Exactly as written, retype the listing below, omitting the pictures.

______________________________

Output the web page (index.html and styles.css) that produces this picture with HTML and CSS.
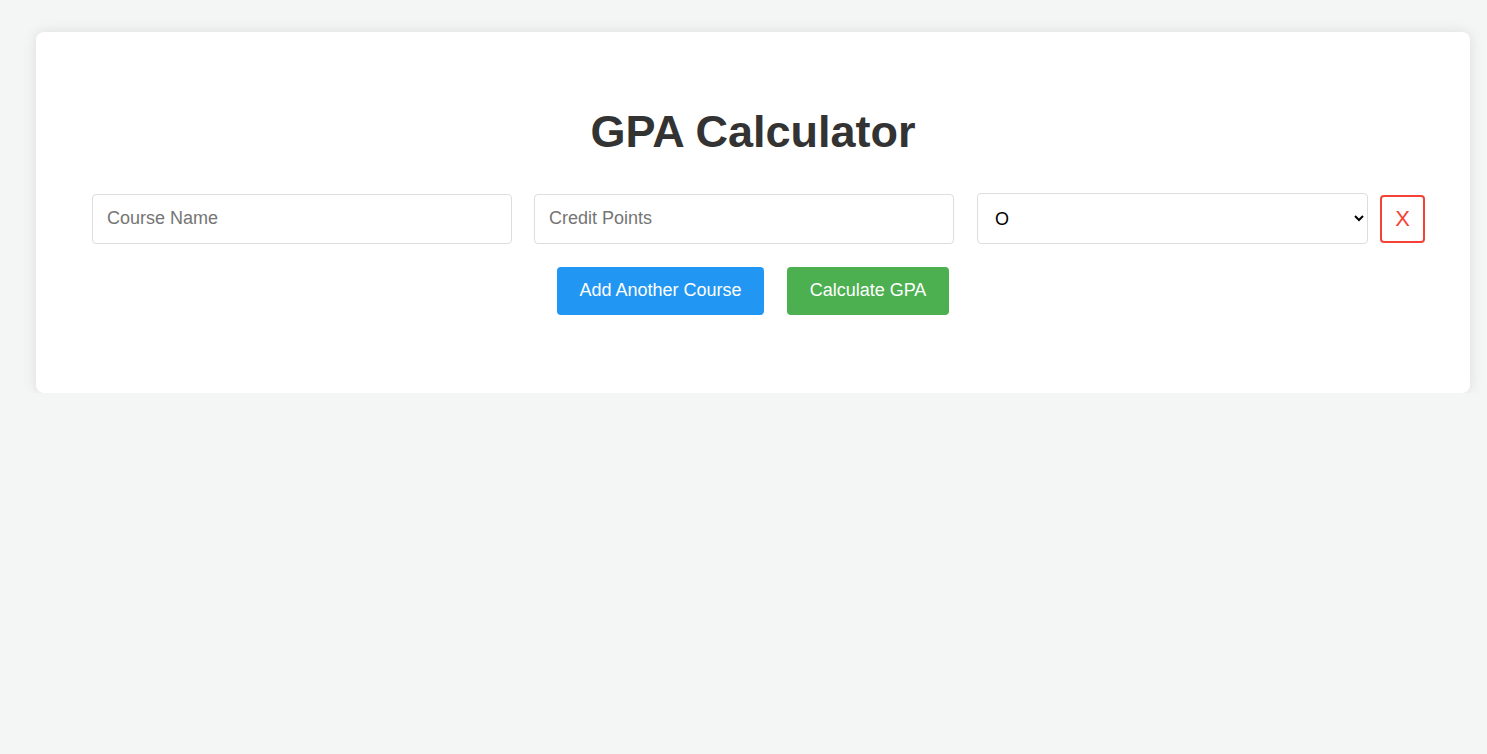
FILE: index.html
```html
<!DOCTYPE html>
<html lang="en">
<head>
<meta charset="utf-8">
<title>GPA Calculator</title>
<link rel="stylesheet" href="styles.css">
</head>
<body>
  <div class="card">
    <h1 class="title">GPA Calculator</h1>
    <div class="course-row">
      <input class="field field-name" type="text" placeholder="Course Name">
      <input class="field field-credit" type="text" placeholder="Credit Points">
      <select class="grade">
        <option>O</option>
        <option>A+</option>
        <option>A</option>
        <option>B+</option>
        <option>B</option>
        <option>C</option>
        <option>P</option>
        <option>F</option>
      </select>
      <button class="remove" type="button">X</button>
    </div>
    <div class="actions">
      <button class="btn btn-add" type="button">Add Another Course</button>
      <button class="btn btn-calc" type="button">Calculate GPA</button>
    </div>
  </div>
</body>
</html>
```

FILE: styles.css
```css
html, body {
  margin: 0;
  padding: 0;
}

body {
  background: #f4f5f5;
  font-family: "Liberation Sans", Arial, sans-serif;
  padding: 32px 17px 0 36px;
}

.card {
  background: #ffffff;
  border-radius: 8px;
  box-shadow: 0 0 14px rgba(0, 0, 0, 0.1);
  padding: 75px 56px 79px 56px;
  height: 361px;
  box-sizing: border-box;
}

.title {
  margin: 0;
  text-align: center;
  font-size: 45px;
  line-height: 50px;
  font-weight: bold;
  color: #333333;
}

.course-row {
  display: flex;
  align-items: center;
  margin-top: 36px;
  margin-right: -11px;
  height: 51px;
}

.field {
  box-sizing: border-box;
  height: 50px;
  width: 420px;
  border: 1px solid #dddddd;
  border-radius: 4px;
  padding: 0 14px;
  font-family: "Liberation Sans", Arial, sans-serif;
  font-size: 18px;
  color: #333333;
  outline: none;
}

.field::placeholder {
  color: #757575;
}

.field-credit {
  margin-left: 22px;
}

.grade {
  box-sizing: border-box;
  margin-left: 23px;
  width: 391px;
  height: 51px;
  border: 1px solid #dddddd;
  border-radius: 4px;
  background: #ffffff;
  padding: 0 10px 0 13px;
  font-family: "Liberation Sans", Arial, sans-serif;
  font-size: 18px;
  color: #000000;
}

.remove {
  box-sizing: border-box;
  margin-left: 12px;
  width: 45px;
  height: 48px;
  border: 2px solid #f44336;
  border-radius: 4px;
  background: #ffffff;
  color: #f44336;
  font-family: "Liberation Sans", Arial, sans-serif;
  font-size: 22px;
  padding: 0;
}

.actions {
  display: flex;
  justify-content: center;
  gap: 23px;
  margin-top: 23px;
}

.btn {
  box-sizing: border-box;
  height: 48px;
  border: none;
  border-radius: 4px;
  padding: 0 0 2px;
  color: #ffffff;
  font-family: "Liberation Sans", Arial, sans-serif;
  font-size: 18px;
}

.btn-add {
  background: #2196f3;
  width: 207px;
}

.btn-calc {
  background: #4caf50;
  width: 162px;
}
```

______________________________

Worked answer
Output the web page (index.html and styles.css) that produces this picture with HTML and CSS.
FILE: index.html
```html
<!DOCTYPE html>
<html lang="en">
<head>
<meta charset="utf-8">
<title>GPA Calculator</title>
<link rel="stylesheet" href="styles.css">
</head>
<body>
  <div class="card">
    <h1 class="title">GPA Calculator</h1>
    <div class="course-row">
      <input class="field field-name" type="text" placeholder="Course Name">
      <input class="field field-credit" type="text" placeholder="Credit Points">
      <select class="grade">
        <option>O</option>
        <option>A+</option>
        <option>A</option>
        <option>B+</option>
        <option>B</option>
        <option>C</option>
        <option>P</option>
        <option>F</option>
      </select>
      <button class="remove" type="button">X</button>
    </div>
    <div class="actions">
      <button class="btn btn-add" type="button">Add Another Course</button>
      <button class="btn btn-calc" type="button">Calculate GPA</button>
    </div>
  </div>
</body>
</html>
```

FILE: styles.css
```css
html, body {
  margin: 0;
  padding: 0;
}

body {
  background: #f4f5f5;
  font-family: "Liberation Sans", Arial, sans-serif;
  padding: 32px 17px 0 36px;
}

.card {
  background: #ffffff;
  border-radius: 8px;
  box-shadow: 0 0 14px rgba(0, 0, 0, 0.1);
  padding: 75px 56px 79px 56px;
  height: 361px;
  box-sizing: border-box;
}

.title {
  margin: 0;
  text-align: center;
  font-size: 45px;
  line-height: 50px;
  font-weight: bold;
  color: #333333;
}

.course-row {
  display: flex;
  align-items: center;
  margin-top: 36px;
  margin-right: -11px;
  height: 51px;
}

.field {
  box-sizing: border-box;
  height: 50px;
  width: 420px;
  border: 1px solid #dddddd;
  border-radius: 4px;
  padding: 0 14px;
  font-family: "Liberation Sans", Arial, sans-serif;
  font-size: 18px;
  color: #333333;
  outline: none;
}

.field::placeholder {
  color: #757575;
}

.field-credit {
  margin-left: 22px;
}

.grade {
  box-sizing: border-box;
  margin-left: 23px;
  width: 391px;
  height: 51px;
  border: 1px solid #dddddd;
  border-radius: 4px;
  background: #ffffff;
  padding: 0 10px 0 13px;
  font-family: "Liberation Sans", Arial, sans-serif;
  font-size: 18px;
  color: #000000;
}

.remove {
  box-sizing: border-box;
  margin-left: 12px;
  width: 45px;
  height: 48px;
  border: 2px solid #f44336;
  border-radius: 4px;
  background: #ffffff;
  color: #f44336;
  font-family: "Liberation Sans", Arial, sans-serif;
  font-size: 22px;
  padding: 0;
}

.actions {
  display: flex;
  justify-content: center;
  gap: 23px;
  margin-top: 23px;
}

.btn {
  box-sizing: border-box;
  height: 48px;
  border: none;
  border-radius: 4px;
  padding: 0 0 2px;
  color: #ffffff;
  font-family: "Liberation Sans", Arial, sans-serif;
  font-size: 18px;
}

.btn-add {
  background: #2196f3;
  width: 207px;
}

.btn-calc {
  background: #4caf50;
  width: 162px;
}
```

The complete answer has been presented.